The key question is who should be engaged in separating the darkness from the light? Who should exercise violence against the “beast” and the “false prophet”? Echoing the whole New Testament, the Apocalypse mentions only God. . . Preserving the fundamental difference between God and nonGod, the biblical tradition insists that there are things which only God may do. One of them is to use violence. . . The New Testament radicalized this process of the theologization of divine anger and boldly proclaimed God?s monopoly on violence, at least as far as Christians are concerned. Whatever relation may exist between God?s and the state?s monopoly on violence?Romans 13 and Revelation 13 give radically different answers to this question?Christians are not to take up their swords and gather under the banner of the Rider of the white horse, but to take up their crosses and follow the crucified Messiah.

I?m not a card-carrying pacifist in the strictest sense of the word, although I?d like to be. I tried to be for awhile, just after graduate school, but then I got my card taken away for beating up a guy who ridiculed my convictions.

In this next quote, Volf captures for me the tension found in following the Prince of Peace in a fallen, sometimes necessarily violent world.

This is what Jesus Christ asks Christians to do. Assured of God?s justice and undergirded by God?s presence, they are to break the cycle of violence by refusing to be caught in the automatism of revenge. It cannot be denied that the prospects are good that by trying to love their enemies they may end up hanging on a cross. Yet often enough, the fragile fruit of Pentecostal peace grows?a peace between people from different cultural spaces gathered in one place who understand each other?s languages and share in each others? goods.

It may be that consistent nonretaliation and nonviolence will be impossible in a world of violence. Tyrants may need to be taken down from their thrones and madmen stopped from sowing desolation. It may also be that measures which involve preparation of the use of violent means will have to be taken to prevent tyrants and madmen from ascending to power in the first place or to keep the plethora of ordinary kinds of perpetrators that walk our streets from doing their violent work. It may be that in a world suffused with violence the issue is not simply “violence versus peace” but rather “what forms of violence could be tolerated to overcome social ?peace? that coercively maintained itself through the condoned violence of injustice.” But if one decides to put on soldier?s gear instead of carrying one?s cross, one should not seek legitimation in the religion that worships the crucified Messiah.
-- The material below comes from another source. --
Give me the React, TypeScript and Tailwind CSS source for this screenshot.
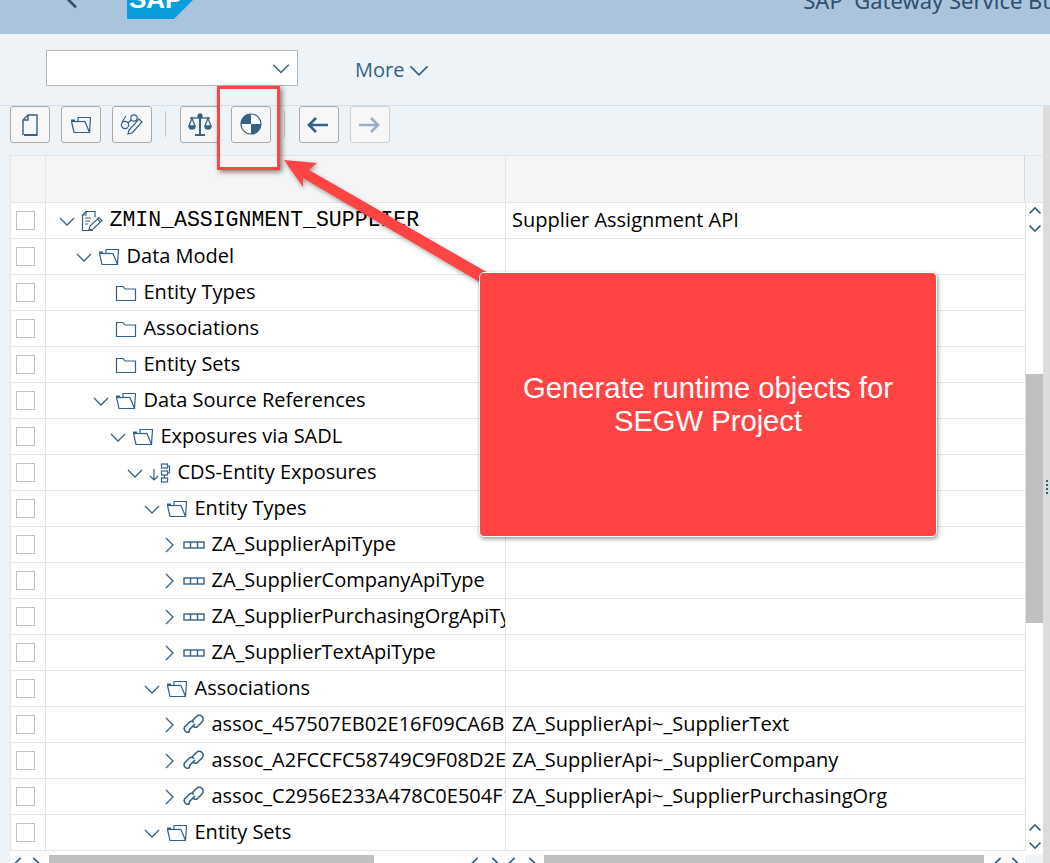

For there, the blessing is given not to the violent, but to the meek (Matthew 5:5).

There are Christians who have a hard time resisting the temptation to seek religious legitimation for their (understandable) need to take up the sword. If they give in to this temptation, they should forego all attempts to exonerate their version of Christian faith from complicity in fomenting violence. Of course, they can specify that religious symbols should be used to legitimate and inspire only “just” wars. But show me one warring party that does not think its war is just! Simple logic tells us that at least half of them must be wrong. It could be, however, that simple logic does not apply to the chaotic world of wars. Then all would be right, which is to say that all would be wrong, which is to say that terror would reign?in the name of the gods who can no longer be distinguished from the devils.

I think the teaching and example of Jesus, as well as that of the Apostles and the early Church are pretty clear about the non-violent path Christ-followers are called to walk. My problem is that I’m not sure how to transfer what they said and did into a post-Constantinian world where the church is not a struggling minority, but rather a power-drunk heavyweight whose legs are beginning to turn to jelly.
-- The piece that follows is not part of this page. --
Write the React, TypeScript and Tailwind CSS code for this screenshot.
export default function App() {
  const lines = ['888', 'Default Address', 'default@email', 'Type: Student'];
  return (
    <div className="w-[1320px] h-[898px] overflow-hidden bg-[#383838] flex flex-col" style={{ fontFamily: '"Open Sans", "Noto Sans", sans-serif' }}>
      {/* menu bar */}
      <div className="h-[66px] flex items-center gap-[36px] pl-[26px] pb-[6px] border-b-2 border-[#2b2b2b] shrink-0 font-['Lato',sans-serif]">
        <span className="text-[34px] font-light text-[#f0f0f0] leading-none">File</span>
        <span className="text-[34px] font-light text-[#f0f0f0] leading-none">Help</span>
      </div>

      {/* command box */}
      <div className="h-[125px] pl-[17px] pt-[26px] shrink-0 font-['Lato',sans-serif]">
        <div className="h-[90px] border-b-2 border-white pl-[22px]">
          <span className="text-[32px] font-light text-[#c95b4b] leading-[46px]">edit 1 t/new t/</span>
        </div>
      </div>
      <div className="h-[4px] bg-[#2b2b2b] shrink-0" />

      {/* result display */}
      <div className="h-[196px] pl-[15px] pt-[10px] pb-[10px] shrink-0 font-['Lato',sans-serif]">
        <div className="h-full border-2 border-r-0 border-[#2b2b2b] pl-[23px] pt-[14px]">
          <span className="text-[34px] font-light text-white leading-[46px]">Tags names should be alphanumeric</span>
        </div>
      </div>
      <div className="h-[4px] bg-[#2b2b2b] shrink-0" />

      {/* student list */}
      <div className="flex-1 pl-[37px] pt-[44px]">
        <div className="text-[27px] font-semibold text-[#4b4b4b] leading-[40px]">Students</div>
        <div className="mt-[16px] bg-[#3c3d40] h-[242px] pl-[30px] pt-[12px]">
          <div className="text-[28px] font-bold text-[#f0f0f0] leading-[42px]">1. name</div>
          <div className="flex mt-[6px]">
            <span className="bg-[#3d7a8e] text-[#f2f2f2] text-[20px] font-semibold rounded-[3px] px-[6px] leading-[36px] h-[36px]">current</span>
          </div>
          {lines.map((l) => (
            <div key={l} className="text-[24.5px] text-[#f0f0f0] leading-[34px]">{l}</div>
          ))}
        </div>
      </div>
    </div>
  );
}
Jesus’ teachings were delivered to peasants who were being ground to dust under the heel of Herod and Ceasar. He was telling people how to not only survive, but prosper in the shadow of a pagan superpower.
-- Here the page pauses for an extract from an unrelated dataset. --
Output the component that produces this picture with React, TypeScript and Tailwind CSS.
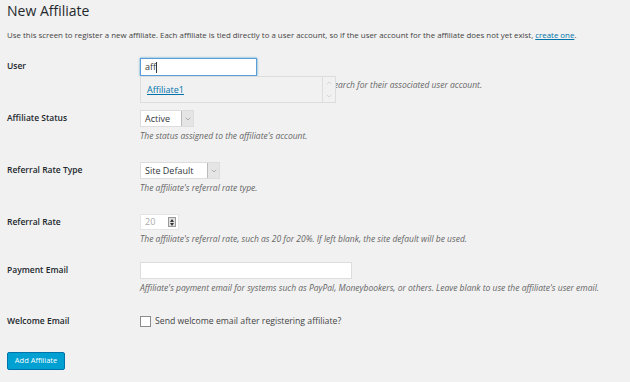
import { ChevronDown, ChevronUp } from 'lucide-react';

const font = { fontFamily: '"Open Sans", "Noto Sans", sans-serif' };

function Label({ text }: { text: string }) {
  return (
    <div className="w-[133px] shrink-0 h-[17px] flex items-center text-[8.5px] font-semibold text-[#23282d]">
      {text}
    </div>
  );
}

function Desc({ children }: { children: React.ReactNode }) {
  return <p className="mt-[3px] text-[8.5px] leading-[11px] italic text-[#666]">{children}</p>;
}

function FakeSelect({ value, width }: { value: string; width: string }) {
  return (
    <div className={`${width} h-[17px] flex bg-white border border-[#ddd]`}>
      <div className="flex-1 flex items-center pl-[4px] text-[9px] text-[#32373c]">{value}</div>
      <div className="w-[12px] flex items-center justify-center bg-[#e5e5e5] border-l border-[#bbb]">
        <ChevronDown className="w-[8px] h-[8px] text-[#777]" strokeWidth={1.5} />
      </div>
    </div>
  );
}

export default function App() {
  return (
    <div className="w-[630px] h-[382px] bg-[#f1f1f1] overflow-hidden px-[7px]" style={font}>
      <h1 className="pt-[1px] text-[14px] leading-[20px] text-[#23282d]">New Affiliate</h1>
      <p className="mt-[9px] text-[7.9px] leading-[11px] text-[#444]">
        Use this screen to register a new affiliate. Each affiliate is tied directly to a user account, so if the user
        account for the affiliate does not yet exist, <span className="text-[#0073aa] underline">create one</span>.
      </p>

      {/* User */}
      <div className="mt-[17px] flex">
        <Label text="User" />
        <div className="relative">
          <div className="w-[117px] h-[18px] bg-white border border-[#5b9dd9] shadow-[0_0_2px_rgba(30,140,190,0.8)] flex items-center pl-[4px] text-[9px] text-[#32373c]">
            aff<span className="w-px h-[11px] bg-[#32373c]" />
          </div>
          <Desc>Begin typing the name of the affiliate to perform a search for their associated user account.</Desc>
          <div className="absolute left-0 top-[18px] w-[196px] h-[27px] bg-[#f1f1f1] border border-[#ddd] flex">
            <div className="flex-1 pl-[6px] pt-[6px] text-[9px] text-[#0073aa] underline">Affiliate1</div>
            <div className="w-[13px] border-l border-[#ddd] flex flex-col items-center justify-between py-[2px]">
              <ChevronUp className="w-[8px] h-[8px] text-[#bbb]" strokeWidth={1.5} />
              <ChevronDown className="w-[8px] h-[8px] text-[#bbb]" strokeWidth={1.5} />
            </div>
          </div>
        </div>
      </div>

      {/* Affiliate Status */}
      <div className="mt-[20px] flex">
        <Label text="Affiliate Status" />
        <div>
          <FakeSelect value="Active" width="w-[54px]" />
          <Desc>The status assigned to the affiliate's account.</Desc>
        </div>
      </div>

      {/* Referral Rate Type */}
      <div className="mt-[21px] flex">
        <Label text="Referral Rate Type" />
        <div>
          <FakeSelect value="Site Default" width="w-[80px]" />
          <Desc>The affiliate's referral rate type.</Desc>
        </div>
      </div>

      {/* Referral Rate */}
      <div className="mt-[21px] flex">
        <Label text="Referral Rate" />
        <div>
          <div className="w-[39px] h-[16px] bg-white border border-[#e5e5e5] flex">
            <div className="flex-1 flex items-center pl-[4px] text-[9px] text-[#aaa]">20</div>
            <div className="w-[8px] my-[2px] mr-[2px] bg-[#e0e0e0] border border-[#999] flex flex-col items-center justify-center gap-[1px]">
              <span className="w-0 h-0 border-x-[2px] border-x-transparent border-b-[3px] border-b-[#333]" />
              <span className="w-0 h-0 border-x-[2px] border-x-transparent border-t-[3px] border-t-[#333]" />
            </div>
          </div>
          <Desc>The affiliate's referral rate, such as 20 for 20%. If left blank, the site default will be used.</Desc>
        </div>
      </div>

      {/* Payment Email */}
      <div className="mt-[18px] flex">
        <Label text="Payment Email" />
        <div>
          <div className="w-[212px] h-[17px] bg-white border border-[#ddd]" />
          <Desc>
            Affiliate's payment email for systems such as PayPal, Moneybookers, or others. Leave blank to use the
            affiliate's user email.
          </Desc>
        </div>
      </div>

      {/* Welcome Email */}
      <div className="mt-[20px] flex">
        <Label text="Welcome Email" />
        <div className="h-[17px] flex items-center gap-[4px]">
          <span className="w-[11px] h-[11px] bg-white border border-[#8c8c8c]" />
          <span className="text-[8.7px] text-[#444]">Send welcome email after registering affiliate?</span>
        </div>
      </div>

      <button className="mt-[22px] h-[18px] w-[58px] rounded-[2px] bg-[#00a0d2] border border-[#0073aa] text-white text-[7.5px] flex items-center justify-center">
        Add Affiliate
      </button>
    </div>
  );
}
Did he foresee the day when Ceasar would call him Lord and Christianity would be the socially and politically correct religion of the Roman Empire?

Would it have changed his teaching about the Kingdom of God if he had?

I don’t know.

Comments

  1. “Soon you would discover that it takes the quiet of a suburban home for the birth of the thesis that human nonviolence corresponds to God?s refusal to judge. In a scorched land, soaked in the blood of the innocent, it will invariably die.”

    This is an interesting quote considering two things. First, Jesus was born in anything but a “suburban” home as you and I know it. He was born under a tyrant bent on killing young male children in order to secure his own thone. No, history shows us that Jesus actually grew up in a scoarched land, wet with the blood of the inocent. Second, Jesus – as we see him – is the one who, “knit us together in our mother’s womb,” and through whom “all things were made.” Considering these things in a certain light, it would seem that Jesus would be all in favor of picking up arms in order to protect the inocent from violence. Rather, he taught us to turn the other cheek, submit to authorities regardless of how tyranical they may be (I think), and to follow him to the death – which for many of his early followers meant dying for what they believed in, something we in suburbia find objectionable!
    I think that there is a difference between the Kingdom that Jesus calls us to in which we, like Obi-Wan Kanobi, become more powerful than anyone could ever imagine when we are struck down and the kingdom that our politicians seek to protect through war and laws – a kingdom that seeks to protect the material well being of its subjects in which the destruction of the body would appear to be the ultimate loss.

  2. I’m wondering about your last couple of thoughts regarding the rise of a Christendom and Jesus’ teaching about the Kingdom. How do you suppose his teaching may have changed? I’m wondering what that would have looked like. Why would it need to change?

  3. I don’t think it would have changed his teacing on the kingdom. Remember Christ taught whoever wants to be first must be last. If you want to be great you are to serve, and most importantly I servant is not above his master, but when he is fully trained he will be like his master. There is no room for power hungry Christians. Having said that, I am with you as I attempt to reconcile what I know to be true about Christ and the present world in which I find myself. No easy answers with this one!

  4. That makes sense. I once talked to a coworker who was from Israel, and his feelings towards Palestinians was that they could never be trusted, or really in any way human in his eyes. From that position, I can see needing a vengeful God to start people down the path of not taking violence into their own hands. It’s sad to see, but might be a practical reality.

    I’d hope the destination for all of us would be a point where we don’t want to see anyone harmed, regardless of their attitude toward us, our country, or even our God.